It saves what has been done as JSON and reads it the next time.

## Exo 
I haven't been very careful about how I chose file names and keys. **Fix this**.

In [34]:
speek.inventory

{'Kimagination_is_more.mp3': 'Imagination is more important than knowing.'}

In [36]:
import os, re, time, sys
import subprocess

import json #serialise
import requests
from gtts import gTTS

class Voices():
    '''my class to read texts'''
    voices = {'K' : 'en-GB_KateV3Voice',
              'M' : 'en-US_MichaelV3Voice',
              'KK' : 'en-US_KevinV3Voice',
              'LI' : 'zh-CNLiNaVoice',
              'O' : 'en-US_OliviaV3Voice',
              'R' : 'fr-FR_ReneeV3Voice'
             }
    
    def __init__(self):
        if not os.path.isfile('script.json'):
            self.inventory = {}
        else:
            self.inventory = json.load(open('script.json', 'r'))

    def string2fn(self, xx):
        #you should make a better choice than me !!!
        '''hash function
        strip punctuation
        return first 3 words with sep=_'''
        words = re.sub(r'[^\w\s]', '', xx).lower().split() #strip punctuation - > lowercase
        #check and pad
        if len(words) < 3:
            words.extend(['blah']*3)
        return '_'.join(words[:3]) + '.mp3'

    def get_audio(self, to_say):

        actor, txt = to_say
        FN = self.string2fn(txt)
        print('Doing', FN)
        
        if actor in self.voices:
            url = 'https://text-to-speech-demo.ng.bluemix.net/api/v3/synthesize'
            params = {'text' : txt,
                      'voice' : self.voices[actor],
                      'download' : 'true',
                      'accept' : 'audio/mp3'
            }
         
            r = requests.get(url, params=params)
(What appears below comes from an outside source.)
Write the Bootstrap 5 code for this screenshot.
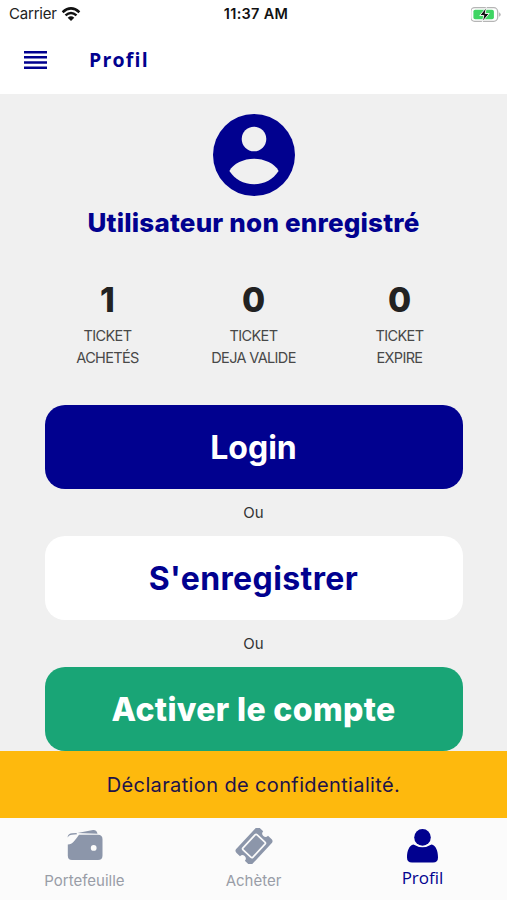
<!DOCTYPE html>
<html lang="fr">
<head>
<meta charset="utf-8">
<meta name="viewport" content="width=device-width, initial-scale=1">
<title>Profil</title>
<link href="https://cdn.jsdelivr.net/npm/bootstrap@5.3.0/dist/css/bootstrap.min.css" rel="stylesheet">
<style>
:root{--navy:#01018f;--page:#f0f0f0}
body{font-family:Inter,"Open Sans",sans-serif;background:var(--page);color:#222;height:900px;overflow:hidden}
svg{display:block;flex:none}
.status-bar{height:28px;font-size:15px;line-height:28px;color:#222}
.status-bar .col:first-child{padding-left:9px;letter-spacing:-.2px}
.clock{font-weight:600;font-size:14.5px;letter-spacing:.3px;color:#111}
.app-bar{height:66px;padding-left:24px;padding-bottom:2px}
.app-title{font:700 19.5px/30px "Open Sans",sans-serif;letter-spacing:1.2px;color:var(--navy);margin-left:42px}
.app-bar svg,.avatar{color:var(--navy)}
main{height:657px;padding:20px 44.5px 0}
.user-name{font-size:26px;font-weight:800;line-height:38px;letter-spacing:.2px;color:var(--navy);margin:8px 0 0}
.stats{margin-top:36px;width:438px;margin-left:-10px}
.stat-value{font-size:33.5px;font-weight:800;line-height:44px}
.stat-label{font-size:14.5px;line-height:22px;letter-spacing:-.65px;color:#484848;margin-top:3px}
.actions{padding-top:12px}
.action{height:84px;border:0;border-radius:20px;font-weight:700;font-size:32px;line-height:1;padding-top:8px}
.action-login,.action-login:hover{background:var(--navy);color:#fff}
.action-register,.action-register:hover{background:#fff;color:var(--navy);letter-spacing:.4px}
.action-activate,.action-activate:hover{background:#19a576;color:#fff;font-weight:800;letter-spacing:.35px}
.or{height:47px;line-height:47px;font-size:15px;color:#333}
.privacy{height:67px;background:#feb90d;color:#20124a;font-size:20px;letter-spacing:.37px}
.tabs{height:82px;background:#fbfbfb;font-size:15px;color:#9a9ea8}
.tabs a{color:#999da7;text-decoration:none;padding-top:10px}
.tabs svg{color:#8c96aa}
.tabs a.current,.tabs a.current svg{color:var(--navy)}
.tab-text{line-height:22px;margin-top:6px}
.current .tab-text{font-size:17px;margin-top:3px;font-family:"Open Sans",sans-serif}
</style>
</head>
<body class="d-flex flex-column">
<header class="bg-white">
  <div class="status-bar row g-0">
    <div class="col d-flex align-items-center"><span class="carrier">Carrier</span>
      <svg class="ms-1" width="20" height="15" viewBox="0 0 20 15" fill="none" stroke="#111" stroke-width="2.5"><path d="M1.600 5.200Q10-2.400 18.400 5.200M4.500 8.400Q10 3.500 15.500 8.400"/><path d="M6.700 10.700Q10 7.800 13.300 10.700L10 14z" fill="#111" stroke="none"/></svg>
    </div>
    <div class="col text-center"><span class="clock">11:37 AM</span></div>
    <div class="col d-flex justify-content-end align-items-center pe-1">
      <svg width="32" height="15" viewBox="0 0 32 15"><rect x="-.1" y=".7" width="27" height="13.600" rx="4" fill="#fff" stroke="#b5b5b5" stroke-width="1.300" transform="translate(-.2 0)"/><path d="M28.200 5.200q3 2.300 0 4.600z" fill="#aaa"/><rect x="2.400" y="2.800" width="20.500" height="9.400" rx="1.800" fill="#3fd563"/><path d="M15.400.3 8.800 8.500h4l-1.500 6.300 6.900-8.300h-4z" fill="#111" stroke="#fff" stroke-width=".9"/></svg>
    </div>
  </div>
  <nav class="app-bar d-flex align-items-center">
    <svg width="23" height="18" viewBox="0 0 23 18" fill="currentColor"><path d="M0 0h23v2.500H0zM0 5.100h23v2.500H0zM0 10.300h23v2.500H0zM0 15.400h23v2.500H0z"/></svg>
    <span class="app-title">Profil</span>
  </nav>
</header>
<main>
  <section class="text-center">
    <svg class="avatar mx-auto" width="82" height="82" viewBox="0 0 82 82"><circle cx="41" cy="41" r="41" fill="currentColor"/><circle cx="41" cy="25" r="12.300" fill="#f0f0f0"/><path d="M16.400 57C20 49.500 31 44.700 41 44.700S62 49.500 65.600 57C60.500 65 51.500 70.300 41 70.300S21.500 65 16.400 57z" fill="#f0f0f0"/></svg>
    <h1 class="user-name text-nowrap">Utilisateur non enregistré</h1>
  </section>
  <section class="stats row g-0 text-center">
    <div class="col"><div class="stat-value">1</div><div class="stat-label">TICKET<br>ACHETÉS</div></div>
    <div class="col"><div class="stat-value">0</div><div class="stat-label">TICKET<br>DEJA VALIDE</div></div>
    <div class="col"><div class="stat-value">0</div><div class="stat-label">TICKET<br>EXPIRE</div></div>
  </section>
  <section class="actions d-grid text-center mt-4">
    <button class="btn action action-login" type="button">Login</button>
    <div class="or">Ou</div>
    <button class="btn action action-register" type="button">S'enregistrer</button>
    <div class="or">Ou</div>
    <button class="btn action action-activate" type="button">Activer le compte</button>
  </section>
</main>
<footer>
  <div class="privacy d-flex align-items-center justify-content-center">Déclaration de confidentialité.</div>
  <nav class="tabs row g-0 text-center">
    <a class="col" href="#">
      <svg class="mx-auto" width="36" height="36" viewBox="0 0 36 36" fill="currentColor"><path d="M.5 9.500C.8 6.500 3 5.500 5 5.300L9.500 5 10 6.300 5 6.800C3 7 1.500 8 .5 9.500z"/><path d="M10.500 4.900 26 2Q29.500 1.500 30.500 5.700z"/><path fill-rule="evenodd" d="M12 6.800H31Q35.500 6.800 35.500 11.300V27.500Q35.500 32 31 32H5Q.8 32 .8 27.500V16.500C6 16.500 8 12 12 6.800zM26.700 17a2.900 2.900 0 1 0 0 5.800 2.900 2.900 0 0 0 0-5.800z"/></svg>
      <div class="tab-text">Portefeuille</div>
    </a>
    <a class="col" href="#">
      <svg class="mx-auto" width="38" height="36" viewBox="0 0 38 36"><g transform="translate(19 18) rotate(-47)"><path d="M-14-11H14Q17-11 17-8V-3.300A3.300 3.300 0 0 0 17 3.300V8Q17 11 14 11H-14Q-17 11-17 8V3.300A3.300 3.300 0 0 0-17-3.300V-8Q-17-11-14-11z" fill="currentColor"/><rect x="-10.300" y="-6.800" width="20.600" height="13.600" rx="1.500" fill="none" stroke="#fbfbfb" stroke-width="1.700"/></g></svg>
      <div class="tab-text">Achèter</div>
    </a>
    <a class="col current" href="#">
      <svg class="mx-auto" width="32" height="36" viewBox="0 0 32 36" fill="currentColor"><circle cx="15.500" cy="9.400" r="8.300"/><path d="M6.500 16.500Q15.500 22 24.500 16.500C29 17.500 31 23 31 29.500Q31 34.600 26 34.600H5Q0 34.600 0 29.500C0 23 2 17.500 6.500 16.500z"/></svg>
      <div class="tab-text">Profil</div>
    </a>
  </nav>
</footer>
<script src="https://cdn.jsdelivr.net/npm/bootstrap@5.3.0/dist/js/bootstrap.bundle.min.js"></script>
</body>
</html>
            with open('%s'%FN, 'wb') as FP:
                FP.write(r.content)

        else: #assume it's a language tag and ask google
            tts = gTTS(txt, lang=actor.lower())
            tts.save(FN)

    def add(self, txts):

        for tt in txts:
            actor, lines = tt
            FN = self.string2fn(lines)
            key = actor + FN
            print(key)
            if key in self.inventory and self.inventory[key] == lines:
                print('skipping', FN)
                continue
            self.inventory[key] = lines
            self.get_audio(tt)
            time.sleep(20)

        with open('script.json', 'w') as FP:
            json.dump({actor + self.string2fn(lines) : lines for  actor,lines  in txts}, FP)
        print('DONE')
        
    def __repr__(self):
        return str('\n'.join(self.inventory.keys()))

# Exo :

this works

In [38]:
pp = re.compile('station_24\.php\?id=(\d+)"><b>(.*?),(.*?)m')
user_agent = {'User-agent': 'Mozilla/5.0'}

url = 'http://romma.fr/frame_station24.php'

r = requests.get('http://romma.fr', 
                 headers=user_agent)

stations = pp.findall(r.text)

but this doesn't - **fix it**

In [42]:

url = 'http://romma.fr/carte.php'

#https://stackoverflow.com/questions/38489386/python-requests-403-forbidden

params = {'dept' : 0, 
          'param': 'temperature',
          'mobile' : 0,
          'carteinterne': 0}
  
r = requests.get(url, 
                headers=user_agent,
                params=params)

IndentationError: unexpected indent (<ipython-input-42-75d14ea38654>, line 11)

# Exo 

[Here](./einstein.txt) are some quotations to start with.

Use [this](https://github.com/ssut/py-googletrans) to translate quotations :

- to french
- back to english